The second mission on the 19 February 1968 was also the first two-pass mission over North Korea. The Oxcart vehicle photographed 84 primary targets plus 89 bonus targets. Scattered clouds covered 20 percent of the area, concealing the area in which the USS Pueblo was photographed on the previous mission. One new SA-2 site was identified near Wonsan.[34]


A-12s in storage at Palmdale
Head-on view of an A-12 on the deck of the Intrepid Sea-Air-Space Museum, illustrating the chines

Even before the A-12 became operational, its intended purpose — replacing the U-2 in overflights of the Soviet Union — had become less likely. Soviet air defenses had advanced to the point that even an aircraft flying faster than a rifle bullet at the edge of space could be tracked. Upgrades to Soviet radar systems increased their blip-to-scan ratios, rendering the A-12 vulnerable.[35] In any event, President Kennedy had stated publicly that the United States would not resume such missions. By 1965, moreover, the photoreconnaissance satellite programs had progressed to the point that manned flights over the Soviet Union were unnecessary to collect strategic intelligence.[23]

The A-12 program was ended on 28 December 1966[36] — even before Black Shield began in 1967 — due to budget concerns[37] and because of the SR-71, which began to arrive at Kadena in March 1968.[38] The twin-seat SR-71 was heavier and flew slightly lower and slower than the A-12.[39]

Ronald L. Layton flew the 29th and final A-12 mission on 8 May 1968, over North Korea.[40] On 4 June 1968, just 2½ weeks before the fleet's retirement, an A-12 out of Kadena, piloted by Jack Weeks, was lost over the Pacific Ocean near the Philippines while conducting a functional check flight after the replacement of one of its engines.[37][41] Frank Murray made the final A-12 flight on 21 June 1968, to Palmdale, California, storage facility.[42]

On 26 June 1968, Vice Admiral Rufus L. Taylor, the Deputy Director of Central Intelligence, presented the CIA Intelligence Star for valor to Weeks' widow and pilots Collins, Layton, Murray, Vojvodich, and Dennis B. Sullivan for participation in Black Shield.[37][43][44]

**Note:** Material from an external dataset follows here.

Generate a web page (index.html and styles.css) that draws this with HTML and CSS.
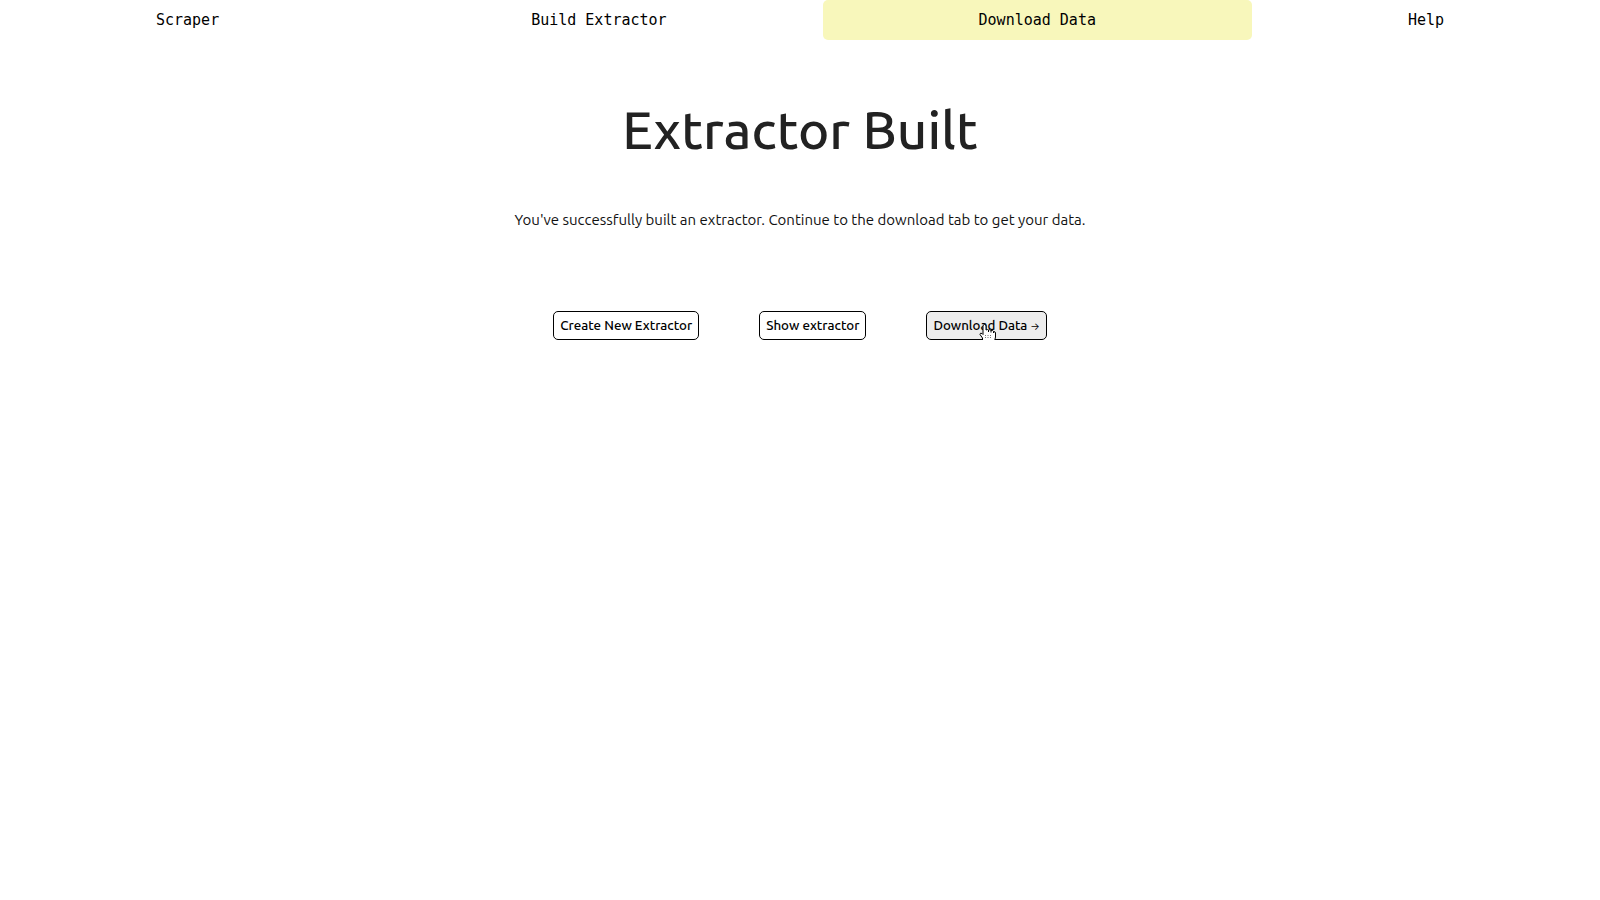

The deployed A-12s and the eight non-deployed aircraft were placed in storage at Palmdale. All surviving aircraft remained there for nearly 20 years before being sent to museums around the U.S. On 20 January 2007, despite protests by Minnesota's legislature and volunteers who had maintained it in display condition, the A-12 preserved in Minneapolis, Minnesota, was sent to CIA headquarters to be displayed there.[45]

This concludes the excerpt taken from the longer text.